8. A Walter McDougal is listed for Athelstaneford parish in the 1911 census. He is then aged 13. A 20 year old L Cpl Walter McDougall (353532) is listed as having died of wounds on 22nd May 1918. He is buried at Mont Huon Military Cemetry , Le Treport. The SGS CD lists a Private Walter McDougall ( 353532) of the 2nd Battalion Royal Scots and that he was born at North Berwick. CWG says grandson of Mr and Mrs John Campbell of South Belton Dunbar. Native of East Craig , North Berwick

9. Son of Robert Noble RSA. Gravestone in Prestonkirk says died from illness contracted on active service on 25th December 1918.

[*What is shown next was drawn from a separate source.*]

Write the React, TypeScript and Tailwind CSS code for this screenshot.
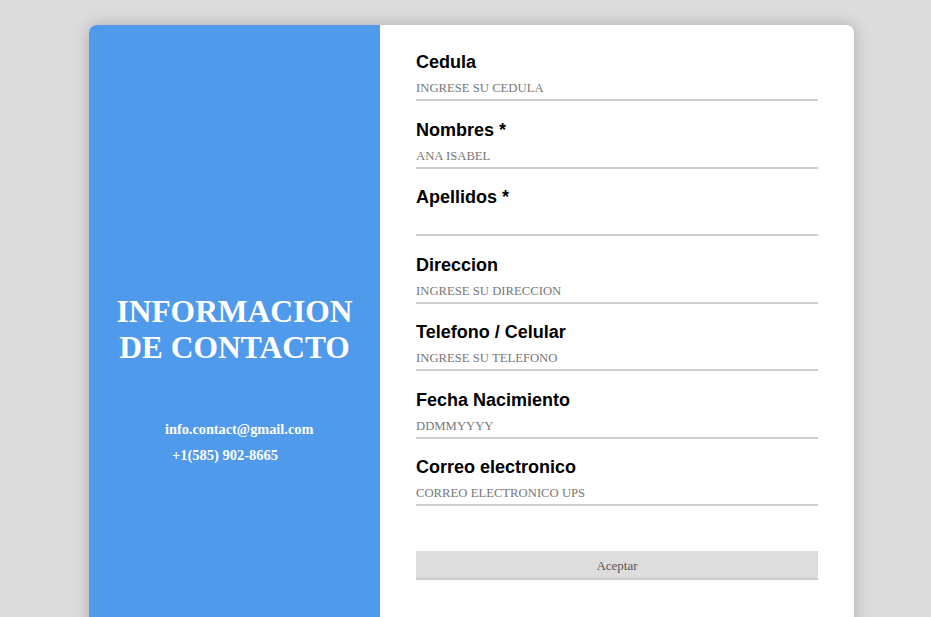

10. CWG lists as a Scout in the Northern Rhodesian Police. Buried at Dar Es Salaam War Cemetery. There is a full account in the Haddingtonshire Courier of 23rd July 1915. Was killed by a lioness while on patrol duty in South Africa. Father lived at Knowes Mill, Prestonkirk

11. Possibley Thomas Stoddart of Litte Spott . See Courier for 28/7/1916. Not verified at 28/5/2014

12. Martin Thomson. Private ‘17306’. Forces War records list as Born in Newton Stewart, Wigton. Lived at Haddington , Cameronians (Scottish Rifles) 9th Bn. France Loos Memorial Panel 57 to 59. There is no ref to a Martin Thomson in the Royal Scots other than in the Roll of Honour displayed in Prestonkirk .

13. SGS CD says Sergeant 8th Battalion Royal Scots, 1293 and died 2/3/1915. Aged 53, Buried at Rouen. Death notice of 12/3/1915 in Haddingtonshire Courier says died of meningitis. (page 02 Col 1) Eldest son of the late Robert and Janet Myles, of Biel, Prestonkirk, East Lothian; husband of Janet Myles, of Tyninghame, Prestonkirk, East Lothian. Son David also died as above.

14. His obituary tells that he was invalided home but subsequently proceeded to India with a reserve battalion of the Gordon Highlanders. It records that “the rigours of the Western Front undermined his constitution.” He died at the age of thirty. Not regarded as a casualty of the war?

Prestonkirk Roll of Honour1914-1916 ( Serving their Country)


Supplementary Roll of Honour 1914-1918



East Linton and World War I

This Memorial stone to Lt Frederick Arthur Cash of the RNAS was erected by his parents ,Robert Cooper Cash and Ellen Cash from Hamilton Ontario in Canada. He died on 24th July 1918 and was their only son. He was a member of the Royal College of Dental Surgeons from 1917-1918. He joined the Royal Naval Air Service in Ottawa in January 1918. After completing his training in June, he began his service in the Firth of Forth where he was attached to the Grand Fleet.

The Canadian Roll of service says that one month later when he was flying alone, his machine was seen from a distance to come down in a spinning dive. He was found dead by his rescuers.

He is listed in U K records as a serving office in the Royal Air Force. There is no entry in the index for the Haddingtonshire Courier for that year. As a result of publicity on the web, it is now known that he was flying a Sopwith Pup of the Grand Fleet School of Aerial Gunnery when it entered a spin at 2000 feet and failed to recover. It crashed at Crow Wood near Markle . He was killed instantly in the crash. He was also remembered on the evening of the 3rd August this year at a service “At the going down of the Sun “ when wreaths were laid at the listed Commonwealth War Graves for Prestonkirk Graveyard.


Report on the grave of Sergeant William Myles. 8th Battalion, Royal Scots.

The cemetery of St Sever in Rouen contains 11,436 graves of officers and soldiers from the Commonwealth who died in the First World War. At its entrance is this magnificent Cedar of Lebanon. Sgt Myles was a forester in 1911. A separate section contains an area devoted to French war graves.

A visit was made to the cemetery on the 25th September 2014 when a single rose was laid in his memory. Photographs are available.